* **STORED ROWS**
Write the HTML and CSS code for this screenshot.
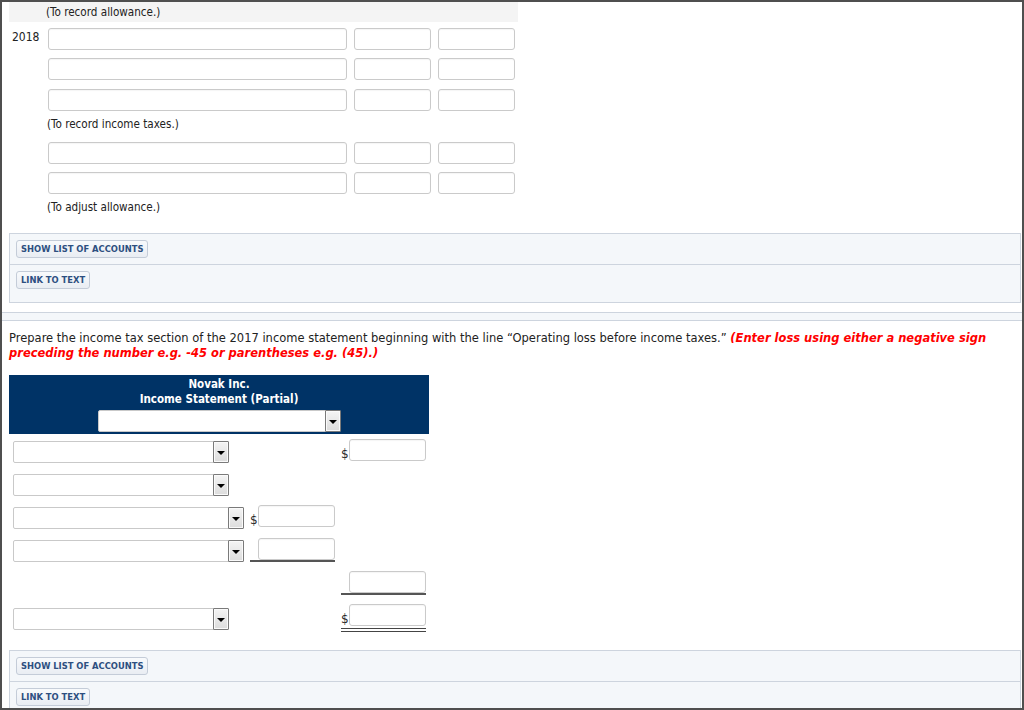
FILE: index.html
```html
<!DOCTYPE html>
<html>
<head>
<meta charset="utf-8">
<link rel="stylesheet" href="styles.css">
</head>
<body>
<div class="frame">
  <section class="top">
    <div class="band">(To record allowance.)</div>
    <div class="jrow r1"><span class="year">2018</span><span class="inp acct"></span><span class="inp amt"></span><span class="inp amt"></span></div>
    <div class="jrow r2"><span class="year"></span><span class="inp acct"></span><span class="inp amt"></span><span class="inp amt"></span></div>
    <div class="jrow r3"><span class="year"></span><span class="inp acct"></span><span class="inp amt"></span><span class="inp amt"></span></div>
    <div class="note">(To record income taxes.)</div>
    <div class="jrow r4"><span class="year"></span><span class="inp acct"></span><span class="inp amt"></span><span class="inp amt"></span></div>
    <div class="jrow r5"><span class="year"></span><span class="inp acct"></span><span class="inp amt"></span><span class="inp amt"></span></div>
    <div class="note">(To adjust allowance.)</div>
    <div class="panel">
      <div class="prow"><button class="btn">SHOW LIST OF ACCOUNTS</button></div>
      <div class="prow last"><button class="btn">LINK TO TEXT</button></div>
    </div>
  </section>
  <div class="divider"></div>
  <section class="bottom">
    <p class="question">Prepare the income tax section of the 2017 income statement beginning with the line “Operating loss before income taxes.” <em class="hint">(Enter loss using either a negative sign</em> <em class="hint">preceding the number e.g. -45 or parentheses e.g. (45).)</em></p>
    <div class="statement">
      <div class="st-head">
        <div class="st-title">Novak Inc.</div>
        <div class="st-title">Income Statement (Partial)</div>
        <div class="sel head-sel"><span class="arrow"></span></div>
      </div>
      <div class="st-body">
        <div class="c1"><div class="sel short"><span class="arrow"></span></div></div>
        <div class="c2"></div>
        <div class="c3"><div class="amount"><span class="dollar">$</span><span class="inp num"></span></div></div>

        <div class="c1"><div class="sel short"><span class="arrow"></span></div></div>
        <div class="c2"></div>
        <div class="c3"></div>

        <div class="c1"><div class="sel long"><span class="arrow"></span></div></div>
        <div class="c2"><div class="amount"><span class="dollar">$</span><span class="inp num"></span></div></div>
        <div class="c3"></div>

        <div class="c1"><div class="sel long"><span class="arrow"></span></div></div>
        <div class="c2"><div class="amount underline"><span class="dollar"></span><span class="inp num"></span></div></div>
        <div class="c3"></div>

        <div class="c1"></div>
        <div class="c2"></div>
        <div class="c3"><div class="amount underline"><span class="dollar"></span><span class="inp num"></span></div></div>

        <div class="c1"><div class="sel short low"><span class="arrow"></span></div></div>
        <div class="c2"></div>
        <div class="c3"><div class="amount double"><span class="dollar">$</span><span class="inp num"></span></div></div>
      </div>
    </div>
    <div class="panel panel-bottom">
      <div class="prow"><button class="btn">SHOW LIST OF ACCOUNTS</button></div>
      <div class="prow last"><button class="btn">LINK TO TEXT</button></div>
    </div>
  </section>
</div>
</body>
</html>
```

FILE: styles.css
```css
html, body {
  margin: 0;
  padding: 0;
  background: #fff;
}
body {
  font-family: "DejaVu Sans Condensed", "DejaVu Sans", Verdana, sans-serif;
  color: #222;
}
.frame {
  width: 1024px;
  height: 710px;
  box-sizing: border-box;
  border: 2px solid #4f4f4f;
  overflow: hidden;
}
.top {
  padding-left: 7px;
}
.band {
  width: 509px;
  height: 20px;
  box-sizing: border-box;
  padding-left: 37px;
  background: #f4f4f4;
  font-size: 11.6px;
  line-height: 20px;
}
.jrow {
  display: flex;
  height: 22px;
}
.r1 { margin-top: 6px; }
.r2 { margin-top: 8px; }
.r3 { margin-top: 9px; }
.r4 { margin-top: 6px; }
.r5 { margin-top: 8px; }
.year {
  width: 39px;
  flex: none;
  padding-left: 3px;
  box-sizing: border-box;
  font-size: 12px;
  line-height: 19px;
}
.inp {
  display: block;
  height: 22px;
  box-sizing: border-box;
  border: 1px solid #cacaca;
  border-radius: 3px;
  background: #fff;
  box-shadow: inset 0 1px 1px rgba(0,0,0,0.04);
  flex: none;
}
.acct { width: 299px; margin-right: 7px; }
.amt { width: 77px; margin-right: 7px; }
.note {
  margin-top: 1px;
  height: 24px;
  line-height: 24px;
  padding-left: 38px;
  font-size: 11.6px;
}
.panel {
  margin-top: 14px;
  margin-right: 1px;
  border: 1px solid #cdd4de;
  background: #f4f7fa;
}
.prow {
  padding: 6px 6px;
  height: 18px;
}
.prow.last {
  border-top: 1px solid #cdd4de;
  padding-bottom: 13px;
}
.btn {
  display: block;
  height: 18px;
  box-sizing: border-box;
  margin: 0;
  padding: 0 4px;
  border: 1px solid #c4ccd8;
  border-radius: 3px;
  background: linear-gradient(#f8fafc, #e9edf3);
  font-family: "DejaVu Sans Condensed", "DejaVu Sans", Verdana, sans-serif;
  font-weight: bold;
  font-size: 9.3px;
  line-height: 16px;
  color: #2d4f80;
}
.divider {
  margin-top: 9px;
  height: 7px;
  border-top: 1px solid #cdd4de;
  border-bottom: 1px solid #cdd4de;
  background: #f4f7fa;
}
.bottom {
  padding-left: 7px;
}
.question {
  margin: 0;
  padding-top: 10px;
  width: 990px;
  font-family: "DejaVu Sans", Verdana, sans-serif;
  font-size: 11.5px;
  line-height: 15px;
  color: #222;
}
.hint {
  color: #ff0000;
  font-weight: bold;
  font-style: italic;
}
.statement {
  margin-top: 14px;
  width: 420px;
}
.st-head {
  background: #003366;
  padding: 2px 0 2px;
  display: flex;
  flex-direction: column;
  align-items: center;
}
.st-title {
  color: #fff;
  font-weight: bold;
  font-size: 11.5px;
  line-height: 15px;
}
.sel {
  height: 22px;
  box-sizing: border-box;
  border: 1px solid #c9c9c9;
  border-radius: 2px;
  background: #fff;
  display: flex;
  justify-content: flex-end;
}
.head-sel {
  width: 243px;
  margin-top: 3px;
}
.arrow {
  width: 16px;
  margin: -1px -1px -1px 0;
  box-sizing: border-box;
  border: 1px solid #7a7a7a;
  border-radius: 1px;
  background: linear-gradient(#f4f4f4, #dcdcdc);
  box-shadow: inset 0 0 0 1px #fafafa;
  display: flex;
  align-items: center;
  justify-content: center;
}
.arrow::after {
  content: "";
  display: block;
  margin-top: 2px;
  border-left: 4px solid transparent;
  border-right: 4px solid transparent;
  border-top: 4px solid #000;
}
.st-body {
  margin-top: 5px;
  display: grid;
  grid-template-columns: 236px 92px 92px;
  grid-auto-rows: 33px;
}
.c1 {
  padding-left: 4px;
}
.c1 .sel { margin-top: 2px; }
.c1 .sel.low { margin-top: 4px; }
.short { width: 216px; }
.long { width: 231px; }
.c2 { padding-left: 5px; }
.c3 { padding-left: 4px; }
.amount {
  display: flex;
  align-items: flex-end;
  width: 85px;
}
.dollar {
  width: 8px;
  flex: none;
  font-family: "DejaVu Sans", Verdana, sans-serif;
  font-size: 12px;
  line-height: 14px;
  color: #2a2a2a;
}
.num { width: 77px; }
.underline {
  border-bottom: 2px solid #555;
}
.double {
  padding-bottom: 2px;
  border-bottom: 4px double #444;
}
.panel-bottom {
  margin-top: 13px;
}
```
==
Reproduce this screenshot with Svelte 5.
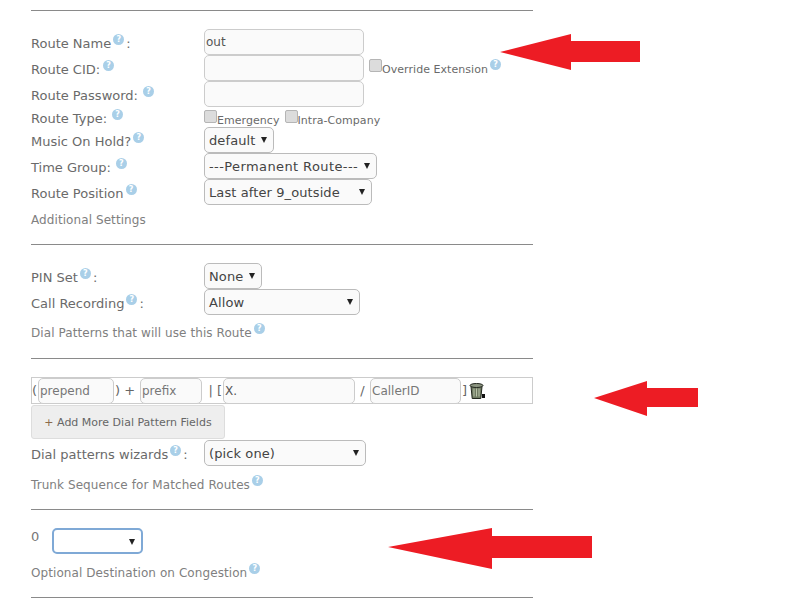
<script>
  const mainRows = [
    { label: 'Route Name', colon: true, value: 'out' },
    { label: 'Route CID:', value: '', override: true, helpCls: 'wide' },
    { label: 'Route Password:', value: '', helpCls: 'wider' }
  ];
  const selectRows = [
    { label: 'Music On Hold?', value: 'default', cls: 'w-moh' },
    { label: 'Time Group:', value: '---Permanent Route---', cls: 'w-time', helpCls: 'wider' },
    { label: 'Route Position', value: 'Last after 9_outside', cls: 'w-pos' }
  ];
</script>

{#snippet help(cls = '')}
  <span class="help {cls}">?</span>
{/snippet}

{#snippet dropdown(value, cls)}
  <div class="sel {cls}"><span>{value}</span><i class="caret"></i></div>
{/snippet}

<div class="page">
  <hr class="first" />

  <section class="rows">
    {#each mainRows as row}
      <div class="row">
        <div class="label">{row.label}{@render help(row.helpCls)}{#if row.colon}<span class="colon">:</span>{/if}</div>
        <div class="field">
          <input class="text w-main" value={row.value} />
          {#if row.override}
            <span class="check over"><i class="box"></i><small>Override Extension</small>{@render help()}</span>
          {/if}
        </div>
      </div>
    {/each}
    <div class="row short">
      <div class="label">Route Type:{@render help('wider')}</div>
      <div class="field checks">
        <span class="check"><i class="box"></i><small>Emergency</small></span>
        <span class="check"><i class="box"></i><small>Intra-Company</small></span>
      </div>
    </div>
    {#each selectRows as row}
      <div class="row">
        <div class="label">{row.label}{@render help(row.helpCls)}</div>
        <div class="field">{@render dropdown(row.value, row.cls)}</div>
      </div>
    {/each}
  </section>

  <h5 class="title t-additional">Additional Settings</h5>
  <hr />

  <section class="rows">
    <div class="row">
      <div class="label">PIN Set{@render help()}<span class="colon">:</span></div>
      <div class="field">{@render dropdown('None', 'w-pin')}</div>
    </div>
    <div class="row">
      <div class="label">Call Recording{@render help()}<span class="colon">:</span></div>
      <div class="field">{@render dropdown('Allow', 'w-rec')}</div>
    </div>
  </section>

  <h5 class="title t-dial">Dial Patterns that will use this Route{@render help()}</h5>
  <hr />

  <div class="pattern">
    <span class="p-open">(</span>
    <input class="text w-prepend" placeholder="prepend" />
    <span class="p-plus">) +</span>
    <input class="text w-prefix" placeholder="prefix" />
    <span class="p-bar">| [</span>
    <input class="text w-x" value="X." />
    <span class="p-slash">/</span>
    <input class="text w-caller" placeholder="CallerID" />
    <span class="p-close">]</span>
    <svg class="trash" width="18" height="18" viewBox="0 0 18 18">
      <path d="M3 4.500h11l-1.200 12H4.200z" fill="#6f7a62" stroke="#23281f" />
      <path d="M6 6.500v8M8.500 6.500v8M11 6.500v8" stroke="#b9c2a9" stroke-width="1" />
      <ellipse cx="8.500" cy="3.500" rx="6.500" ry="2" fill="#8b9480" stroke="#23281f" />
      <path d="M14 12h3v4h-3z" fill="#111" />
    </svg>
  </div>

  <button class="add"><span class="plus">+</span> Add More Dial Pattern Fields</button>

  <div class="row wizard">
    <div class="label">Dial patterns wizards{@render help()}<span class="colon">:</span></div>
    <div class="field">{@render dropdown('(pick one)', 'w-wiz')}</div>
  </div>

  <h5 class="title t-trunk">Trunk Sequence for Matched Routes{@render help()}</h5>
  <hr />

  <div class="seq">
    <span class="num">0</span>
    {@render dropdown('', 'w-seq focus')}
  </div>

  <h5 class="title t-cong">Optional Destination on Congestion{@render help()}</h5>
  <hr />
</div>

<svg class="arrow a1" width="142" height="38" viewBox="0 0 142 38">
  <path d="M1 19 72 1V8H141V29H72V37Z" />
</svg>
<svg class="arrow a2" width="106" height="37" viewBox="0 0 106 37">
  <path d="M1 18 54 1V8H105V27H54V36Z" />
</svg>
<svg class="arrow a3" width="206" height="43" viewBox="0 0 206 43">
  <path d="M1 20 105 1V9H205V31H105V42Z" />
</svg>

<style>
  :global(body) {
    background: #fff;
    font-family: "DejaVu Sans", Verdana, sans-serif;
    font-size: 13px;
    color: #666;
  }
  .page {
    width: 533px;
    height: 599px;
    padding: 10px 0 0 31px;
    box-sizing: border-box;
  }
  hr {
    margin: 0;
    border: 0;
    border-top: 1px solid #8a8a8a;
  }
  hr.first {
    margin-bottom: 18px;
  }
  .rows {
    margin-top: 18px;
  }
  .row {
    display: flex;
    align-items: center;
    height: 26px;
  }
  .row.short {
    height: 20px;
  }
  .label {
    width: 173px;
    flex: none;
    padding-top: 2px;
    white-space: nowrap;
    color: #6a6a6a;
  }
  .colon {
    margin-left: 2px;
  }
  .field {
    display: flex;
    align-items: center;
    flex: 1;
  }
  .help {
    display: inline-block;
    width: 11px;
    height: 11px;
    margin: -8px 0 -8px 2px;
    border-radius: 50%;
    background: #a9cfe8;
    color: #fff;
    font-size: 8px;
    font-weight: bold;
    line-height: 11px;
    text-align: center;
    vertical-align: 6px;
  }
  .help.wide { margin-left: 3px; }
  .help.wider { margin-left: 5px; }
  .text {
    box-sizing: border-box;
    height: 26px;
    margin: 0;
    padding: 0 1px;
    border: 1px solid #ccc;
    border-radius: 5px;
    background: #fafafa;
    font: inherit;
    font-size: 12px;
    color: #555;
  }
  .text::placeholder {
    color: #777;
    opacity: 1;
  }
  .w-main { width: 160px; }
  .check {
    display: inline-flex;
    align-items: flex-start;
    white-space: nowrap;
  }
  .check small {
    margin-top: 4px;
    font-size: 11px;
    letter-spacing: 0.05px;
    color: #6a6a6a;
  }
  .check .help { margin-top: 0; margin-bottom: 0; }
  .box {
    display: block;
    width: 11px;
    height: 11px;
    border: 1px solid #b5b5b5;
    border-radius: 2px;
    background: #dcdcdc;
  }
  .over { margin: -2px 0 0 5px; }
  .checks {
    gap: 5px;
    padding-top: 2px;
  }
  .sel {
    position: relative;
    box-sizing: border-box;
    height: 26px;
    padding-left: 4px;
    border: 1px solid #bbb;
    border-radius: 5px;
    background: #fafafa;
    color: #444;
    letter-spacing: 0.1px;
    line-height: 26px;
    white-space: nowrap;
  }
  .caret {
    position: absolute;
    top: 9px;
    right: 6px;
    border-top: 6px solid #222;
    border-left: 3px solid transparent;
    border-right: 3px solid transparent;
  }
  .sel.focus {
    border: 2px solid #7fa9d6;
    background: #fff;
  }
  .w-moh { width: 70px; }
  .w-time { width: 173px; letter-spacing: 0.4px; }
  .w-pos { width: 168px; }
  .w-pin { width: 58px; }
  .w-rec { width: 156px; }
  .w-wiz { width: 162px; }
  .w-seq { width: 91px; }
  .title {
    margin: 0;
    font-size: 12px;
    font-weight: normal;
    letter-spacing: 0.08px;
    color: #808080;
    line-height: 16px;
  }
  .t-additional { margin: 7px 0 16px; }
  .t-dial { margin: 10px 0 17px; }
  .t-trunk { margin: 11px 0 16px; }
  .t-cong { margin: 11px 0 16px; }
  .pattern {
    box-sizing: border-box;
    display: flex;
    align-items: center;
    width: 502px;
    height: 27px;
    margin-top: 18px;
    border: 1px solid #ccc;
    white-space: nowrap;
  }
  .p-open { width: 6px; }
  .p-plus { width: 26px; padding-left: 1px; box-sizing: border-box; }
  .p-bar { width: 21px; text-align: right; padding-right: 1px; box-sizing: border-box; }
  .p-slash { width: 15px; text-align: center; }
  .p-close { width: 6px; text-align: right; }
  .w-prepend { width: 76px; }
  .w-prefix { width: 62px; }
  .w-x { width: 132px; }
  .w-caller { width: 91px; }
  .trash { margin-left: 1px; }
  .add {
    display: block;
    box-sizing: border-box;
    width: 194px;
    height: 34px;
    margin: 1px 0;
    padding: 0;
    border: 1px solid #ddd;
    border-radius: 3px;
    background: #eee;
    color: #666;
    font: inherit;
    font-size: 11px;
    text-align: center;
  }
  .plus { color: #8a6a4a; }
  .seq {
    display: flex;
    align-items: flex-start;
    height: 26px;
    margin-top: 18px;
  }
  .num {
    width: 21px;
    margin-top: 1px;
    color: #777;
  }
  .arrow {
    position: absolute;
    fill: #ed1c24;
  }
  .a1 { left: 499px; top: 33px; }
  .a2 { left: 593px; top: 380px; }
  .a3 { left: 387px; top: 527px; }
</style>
...
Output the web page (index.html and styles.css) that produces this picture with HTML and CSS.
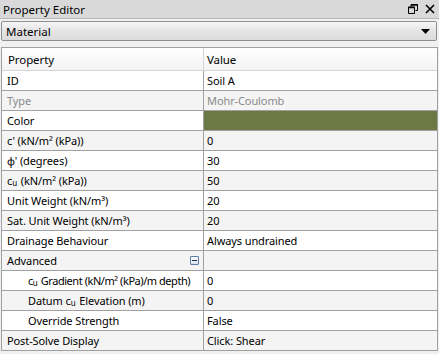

* **YOUR GOAL**
Copy out each line of the records where the string "that" appears.

* **OUTPUT FOR THIS EXERCISE**
  <h5 class="title t-dial">Dial Patterns that will use this Route{@render help()}</h5>
Output the web page (index.html and styles.css) that produces this picture with HTML and CSS.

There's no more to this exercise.